Personal information
- Full name: William Alfred Benjamin Thomas
- Date of birth: 3 June 1890
- Place of birth: Broken Hill, New South Wales
- Date of death: 6 October 1953 (aged 63)
- Original team(s): Warriors

Playing career^{1}
- Years: Club / Games (Goals)
- 1911–1914: Subiaco / 057 (10)
- 1915–1916, 1918-1928: East Perth / 177 (76)
- 1917: East Fremantle / 013 0(1)
- Total:  / 247 (87)
- ^{1} Playing statistics correct to the end of 1928.

Career highlights
- WAFL premiership player 1913, 1919-1923, 1927;

= William "Digger" Thomas =

Australian rules footballer

William Alfred Benjamin "Digger" Thomas (3 June 1890 – 6 October 1953) was an Australian rules footballer who played with East Perth and Subiaco in the West Australian Football League (WAFL).

He is always mentioned in football records with his nickname, Digger, as there was another William Thomas (not related) who also appeared for East Perth and won a Sandover Medal six years after Digger Thomas did.

Thomas, who was born in Broken Hill, started out in the Goldfields Football League where he played for the Warriors. He joined the WAFL in 1911 and played 32 games for Subiaco, including their 1913 premiership team; Thomas had missed their inaugural premiership side the previous year as he had been suspended for striking.

After a season with East Fremantle in 1917, Thomas transferred to East Perth where he would spend the rest of his career. He was a member of six premierships, five of them in succession, and won a Sandover Medal in 1923 to become the first ever East Perth player to win the award.
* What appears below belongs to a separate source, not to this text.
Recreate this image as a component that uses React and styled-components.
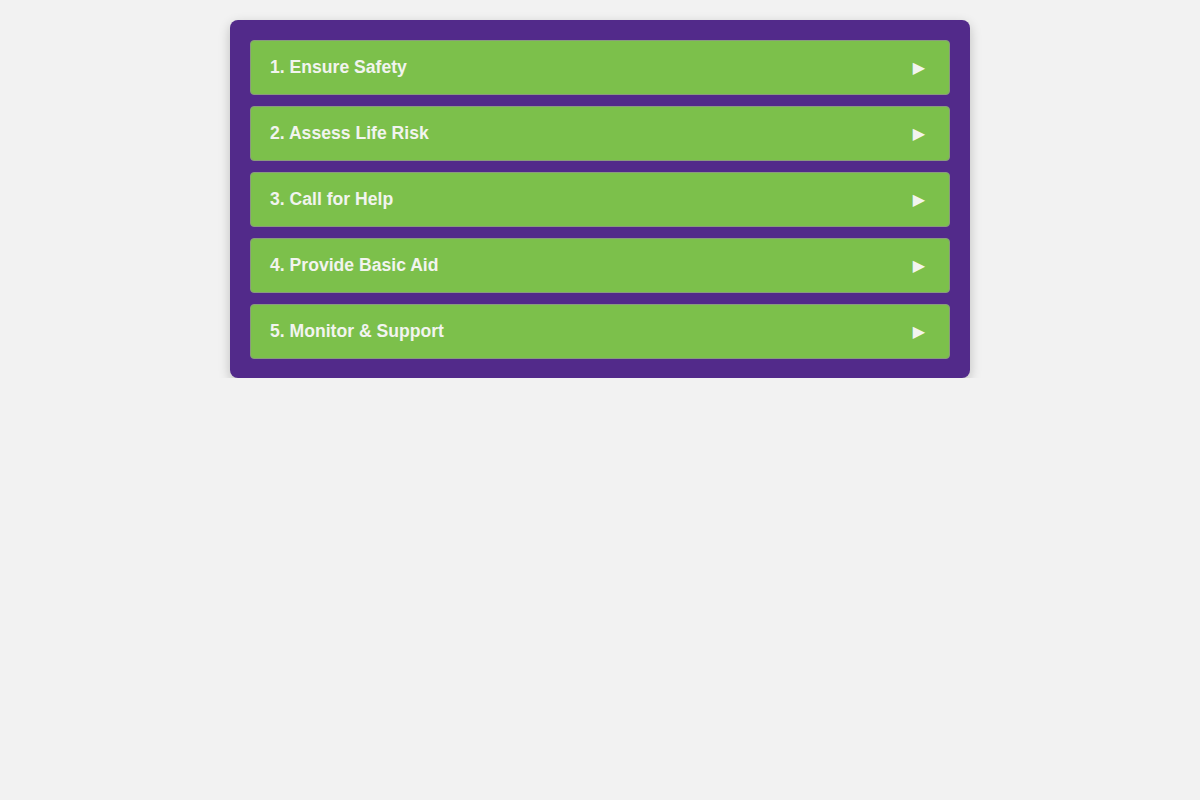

He represented Western Australia in a total of twelve interstate matches, including the 1914, 1921 and 1924 carnivals. At the Sydney Carnival of 1914 he put in a memorable performance in a game against Queensland, kicking 14 goals.

Thomas retired at the end of the 1928 season, having also spent some time coaching in New South Wales, with his 247 career games remaining a West Australian elite football record until it was broken by Ray Schofield in Round 10 of 1958; Schofield retired at the end of that season having played 259 games.

He was the father of East Perth and Essendon player Ritchie Thomas.